Francamente non comprendiamo il senso dell’abolizione di un autentico laboratorio di creazione della classe dirigente francese che ancora oggi, in tutti i settori pubblici, costituisce il nerbo dello Stato centralista francese.
Ci sembra una misura demagogica non a caso annunciata alla fine della crisi conflittuale con i gilet gialli nel 2019 in una conferenza ai massimi dirigenti pubblici francesi. In quell’occasione disse: “Penso che bisognerà superare l’Ena per costruire qualcosa che funzioni meglio”. Ora noi la Scuola che Macron vorrebbe chiudere la conosciamo, non sappiamo invece nulla di quel che ne vuol fare sostituendola, immaginiamo, con qualcosa che l’assomigli.
Certamente è lecito cambiare, migliorare, adeguare ai tempi anche le strutture formative e, in più basso grado, quelle educative.

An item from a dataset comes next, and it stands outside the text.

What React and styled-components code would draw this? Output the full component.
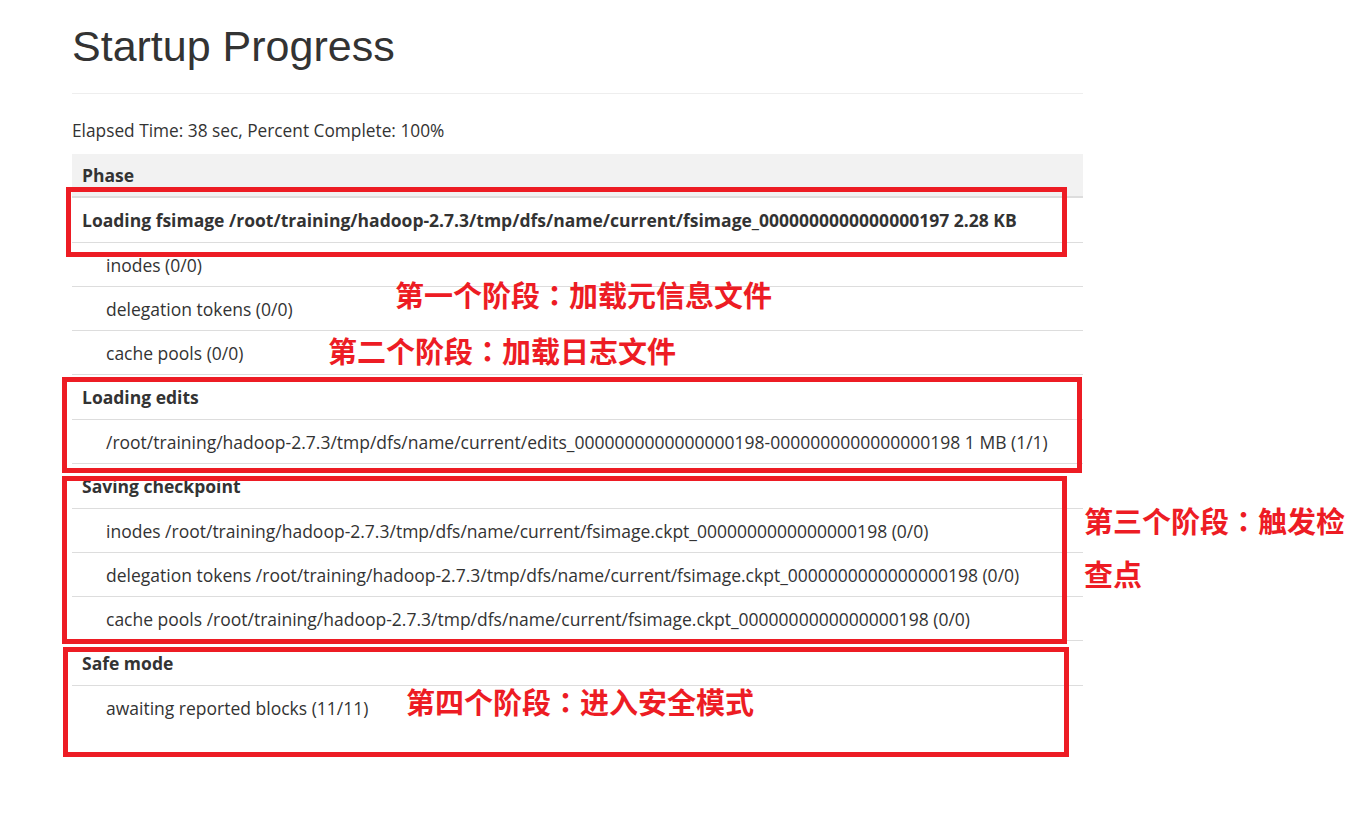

Ma che senso ha gettare all’aria una istituzione che funziona senza aver reso noto il profilo di ciò che la sostituirà?
L’École nationale d’administration (Ena) è stata istituita il 9 ottobre 1945 dal Governo provvisorio della Repubblica Francese, allora presieduto dal generale de Gaulle per garantire la formazione di una nuova classe dirigente per la neonata repubblica. La decisione era stata preparata da una commissione di riforma della Pubblica amministrazione, guidata da Maurice Thorez, vicepresidente del consiglio e segretario del Partito Comunista Francese. Protagonista della sua creazione fu il ministro Michel Debré, maître des requêtes al Consiglio di Stato, che animò la fondazione della scuola e ne fu il direttore. L’obiettivo era di creare una classe amministrativa unitaria tramite un concorso unico, affermando quindi il principio meritocratico contro quello clientelare, privando gruppi di potere della facoltà di cooptare chi gli faceva più comodo.
Per settantasei anni l’Ena ha rappresentato il riferimento della Francia che sapeva di poter contare su funzionari e su politici di alto livello, tra i quali qualche presidente della Repubblica, molti ministri e primi ministri e numerosi presidenti di dipartimenti oltre che capitani dell’industria pubblica. Macron vuole a tutti i costi essere ricordato come un innovatore. E non v’è dubbio che c’è riuscito. Sbagliandole tutte, però.